▸ **OBJECTIVE**: Check each line of the listing below for the word "this" and say how many lines have it. Nothing else should be written.

▸ **DATA PROVIDED**:

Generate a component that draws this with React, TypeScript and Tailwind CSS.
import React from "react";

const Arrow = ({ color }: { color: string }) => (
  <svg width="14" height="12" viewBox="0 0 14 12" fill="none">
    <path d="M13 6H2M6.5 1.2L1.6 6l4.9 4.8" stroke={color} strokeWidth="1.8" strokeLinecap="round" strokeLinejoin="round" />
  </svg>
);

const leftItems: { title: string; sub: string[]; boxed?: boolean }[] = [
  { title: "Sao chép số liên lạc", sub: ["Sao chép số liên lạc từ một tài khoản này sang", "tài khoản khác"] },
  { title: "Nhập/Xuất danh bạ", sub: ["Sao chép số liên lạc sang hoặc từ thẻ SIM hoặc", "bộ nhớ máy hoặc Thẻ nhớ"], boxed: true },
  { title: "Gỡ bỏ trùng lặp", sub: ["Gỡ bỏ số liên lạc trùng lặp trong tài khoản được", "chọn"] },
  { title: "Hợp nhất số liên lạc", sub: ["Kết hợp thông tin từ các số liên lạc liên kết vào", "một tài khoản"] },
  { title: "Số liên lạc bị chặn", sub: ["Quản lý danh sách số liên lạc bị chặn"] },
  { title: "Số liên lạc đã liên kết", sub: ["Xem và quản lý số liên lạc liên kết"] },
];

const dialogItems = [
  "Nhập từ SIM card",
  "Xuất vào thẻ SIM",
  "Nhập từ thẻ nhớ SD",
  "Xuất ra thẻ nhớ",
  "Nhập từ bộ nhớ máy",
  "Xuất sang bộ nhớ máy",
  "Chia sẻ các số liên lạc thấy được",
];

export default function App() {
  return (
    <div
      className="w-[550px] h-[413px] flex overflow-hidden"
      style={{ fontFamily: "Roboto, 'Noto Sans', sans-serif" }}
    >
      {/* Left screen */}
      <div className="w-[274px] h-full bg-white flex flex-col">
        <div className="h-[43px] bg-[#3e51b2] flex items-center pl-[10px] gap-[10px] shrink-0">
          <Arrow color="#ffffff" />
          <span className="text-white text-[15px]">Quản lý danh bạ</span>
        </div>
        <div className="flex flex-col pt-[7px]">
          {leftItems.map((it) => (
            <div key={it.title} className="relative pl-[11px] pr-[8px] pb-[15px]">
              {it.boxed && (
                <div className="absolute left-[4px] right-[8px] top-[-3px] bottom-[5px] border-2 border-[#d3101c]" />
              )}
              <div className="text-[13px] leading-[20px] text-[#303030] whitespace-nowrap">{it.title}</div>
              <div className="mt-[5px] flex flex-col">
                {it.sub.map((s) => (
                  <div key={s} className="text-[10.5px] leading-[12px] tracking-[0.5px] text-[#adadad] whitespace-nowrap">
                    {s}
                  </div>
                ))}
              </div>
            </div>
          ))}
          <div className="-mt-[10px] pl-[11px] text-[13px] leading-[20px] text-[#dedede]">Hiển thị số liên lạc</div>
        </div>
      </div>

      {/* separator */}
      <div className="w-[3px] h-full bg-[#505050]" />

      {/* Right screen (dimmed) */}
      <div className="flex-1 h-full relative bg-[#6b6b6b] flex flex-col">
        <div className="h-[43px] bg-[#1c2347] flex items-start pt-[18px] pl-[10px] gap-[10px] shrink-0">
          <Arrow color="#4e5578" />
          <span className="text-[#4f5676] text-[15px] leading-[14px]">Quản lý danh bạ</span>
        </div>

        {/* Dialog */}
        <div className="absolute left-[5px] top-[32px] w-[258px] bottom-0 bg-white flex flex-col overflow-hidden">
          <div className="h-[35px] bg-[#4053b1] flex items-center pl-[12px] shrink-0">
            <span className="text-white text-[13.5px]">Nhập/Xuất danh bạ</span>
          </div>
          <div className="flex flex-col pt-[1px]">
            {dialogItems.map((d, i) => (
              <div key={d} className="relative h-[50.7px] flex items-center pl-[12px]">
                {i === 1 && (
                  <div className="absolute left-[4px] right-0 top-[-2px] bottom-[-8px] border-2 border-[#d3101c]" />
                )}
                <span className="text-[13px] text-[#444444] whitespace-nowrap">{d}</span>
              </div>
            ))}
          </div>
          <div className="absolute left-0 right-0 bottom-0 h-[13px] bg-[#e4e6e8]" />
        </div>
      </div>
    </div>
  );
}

---

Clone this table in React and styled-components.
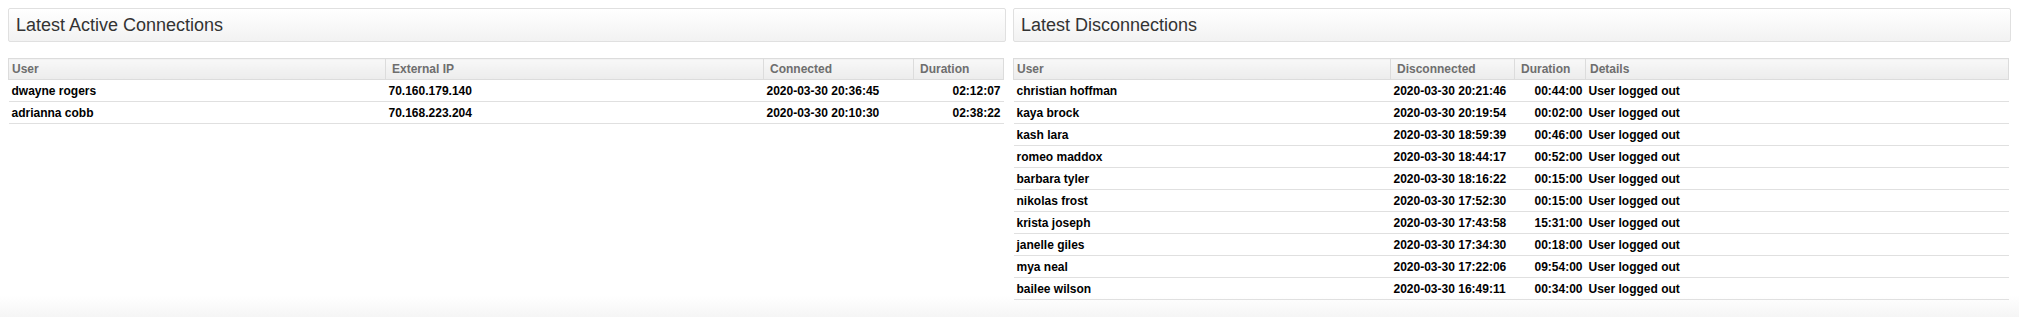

* * *

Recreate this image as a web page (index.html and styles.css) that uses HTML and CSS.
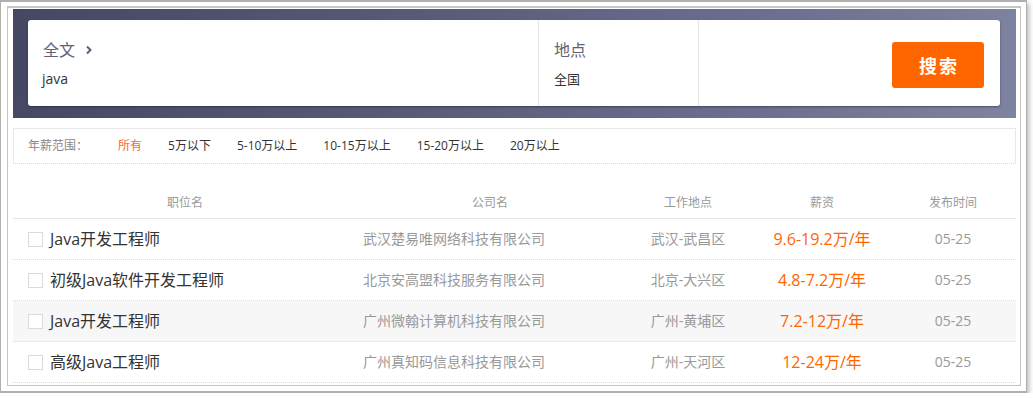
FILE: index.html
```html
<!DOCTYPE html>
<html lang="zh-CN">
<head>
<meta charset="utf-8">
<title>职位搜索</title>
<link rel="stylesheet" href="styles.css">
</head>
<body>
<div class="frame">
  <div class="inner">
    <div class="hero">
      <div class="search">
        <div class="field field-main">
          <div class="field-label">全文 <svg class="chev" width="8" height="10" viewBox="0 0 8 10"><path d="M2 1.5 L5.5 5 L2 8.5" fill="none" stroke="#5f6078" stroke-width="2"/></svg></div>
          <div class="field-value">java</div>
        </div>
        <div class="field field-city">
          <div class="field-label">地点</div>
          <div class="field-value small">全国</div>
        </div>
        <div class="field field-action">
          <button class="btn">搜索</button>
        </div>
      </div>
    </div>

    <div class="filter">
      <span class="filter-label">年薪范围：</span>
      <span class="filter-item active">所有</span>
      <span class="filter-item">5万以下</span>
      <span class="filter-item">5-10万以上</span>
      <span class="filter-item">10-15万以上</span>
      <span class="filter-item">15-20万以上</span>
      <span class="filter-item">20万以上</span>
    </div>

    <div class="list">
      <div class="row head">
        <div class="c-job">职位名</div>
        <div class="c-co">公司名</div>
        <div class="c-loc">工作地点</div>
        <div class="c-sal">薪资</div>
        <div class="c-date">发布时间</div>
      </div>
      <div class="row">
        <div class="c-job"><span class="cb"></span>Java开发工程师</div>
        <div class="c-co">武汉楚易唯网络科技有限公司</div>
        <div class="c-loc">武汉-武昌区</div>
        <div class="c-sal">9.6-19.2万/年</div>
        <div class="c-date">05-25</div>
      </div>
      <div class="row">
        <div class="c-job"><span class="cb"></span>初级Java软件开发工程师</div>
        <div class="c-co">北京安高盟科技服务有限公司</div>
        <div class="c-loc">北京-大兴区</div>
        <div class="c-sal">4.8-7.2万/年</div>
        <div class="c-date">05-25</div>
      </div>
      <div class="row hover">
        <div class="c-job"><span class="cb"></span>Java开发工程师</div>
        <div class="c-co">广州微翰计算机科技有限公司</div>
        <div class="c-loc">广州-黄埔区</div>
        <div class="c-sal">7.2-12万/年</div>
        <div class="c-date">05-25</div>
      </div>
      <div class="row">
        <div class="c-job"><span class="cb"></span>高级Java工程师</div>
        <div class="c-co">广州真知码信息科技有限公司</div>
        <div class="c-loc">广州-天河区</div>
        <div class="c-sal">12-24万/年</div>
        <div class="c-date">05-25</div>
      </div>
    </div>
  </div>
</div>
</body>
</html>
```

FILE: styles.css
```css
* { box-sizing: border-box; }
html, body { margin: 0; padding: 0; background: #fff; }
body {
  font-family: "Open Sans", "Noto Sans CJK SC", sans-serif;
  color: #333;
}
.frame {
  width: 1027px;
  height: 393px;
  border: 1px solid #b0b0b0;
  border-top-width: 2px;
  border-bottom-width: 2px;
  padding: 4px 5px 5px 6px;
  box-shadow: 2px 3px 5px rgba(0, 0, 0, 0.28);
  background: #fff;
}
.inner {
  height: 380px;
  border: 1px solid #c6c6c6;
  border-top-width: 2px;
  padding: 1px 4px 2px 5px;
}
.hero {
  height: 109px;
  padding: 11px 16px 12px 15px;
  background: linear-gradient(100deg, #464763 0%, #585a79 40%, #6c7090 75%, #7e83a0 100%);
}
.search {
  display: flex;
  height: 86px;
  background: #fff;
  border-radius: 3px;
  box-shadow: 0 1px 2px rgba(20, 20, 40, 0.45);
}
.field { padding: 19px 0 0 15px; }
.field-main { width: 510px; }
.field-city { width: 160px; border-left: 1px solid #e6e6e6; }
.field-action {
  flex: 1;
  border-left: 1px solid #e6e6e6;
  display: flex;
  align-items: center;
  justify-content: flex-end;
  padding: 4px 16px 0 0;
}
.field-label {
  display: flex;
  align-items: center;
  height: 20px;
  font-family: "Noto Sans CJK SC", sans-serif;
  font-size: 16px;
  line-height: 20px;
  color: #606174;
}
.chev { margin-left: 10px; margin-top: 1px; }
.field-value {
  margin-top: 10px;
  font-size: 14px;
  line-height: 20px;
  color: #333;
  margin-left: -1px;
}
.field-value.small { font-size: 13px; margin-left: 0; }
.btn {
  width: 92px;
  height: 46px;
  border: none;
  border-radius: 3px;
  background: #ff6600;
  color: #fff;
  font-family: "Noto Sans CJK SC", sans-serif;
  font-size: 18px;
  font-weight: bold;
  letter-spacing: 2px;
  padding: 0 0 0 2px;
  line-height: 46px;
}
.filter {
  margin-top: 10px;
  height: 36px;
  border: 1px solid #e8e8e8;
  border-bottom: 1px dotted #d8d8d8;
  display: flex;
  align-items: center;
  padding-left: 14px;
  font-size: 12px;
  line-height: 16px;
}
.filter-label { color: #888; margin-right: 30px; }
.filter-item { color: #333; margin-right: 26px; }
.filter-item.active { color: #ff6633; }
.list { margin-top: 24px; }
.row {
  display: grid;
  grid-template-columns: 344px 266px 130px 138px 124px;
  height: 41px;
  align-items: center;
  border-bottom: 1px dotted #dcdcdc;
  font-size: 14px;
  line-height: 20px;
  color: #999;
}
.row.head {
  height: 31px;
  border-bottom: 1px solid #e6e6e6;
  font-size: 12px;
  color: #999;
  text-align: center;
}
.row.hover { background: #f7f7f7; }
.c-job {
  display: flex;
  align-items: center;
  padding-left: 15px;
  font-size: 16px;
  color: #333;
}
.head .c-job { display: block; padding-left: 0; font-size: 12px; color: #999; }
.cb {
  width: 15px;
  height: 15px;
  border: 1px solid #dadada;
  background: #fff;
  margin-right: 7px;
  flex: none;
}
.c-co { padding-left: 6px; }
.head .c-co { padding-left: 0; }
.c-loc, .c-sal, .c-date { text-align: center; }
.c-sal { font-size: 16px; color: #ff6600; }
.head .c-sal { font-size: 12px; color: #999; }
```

▸ **TASK RESPONSE**: 3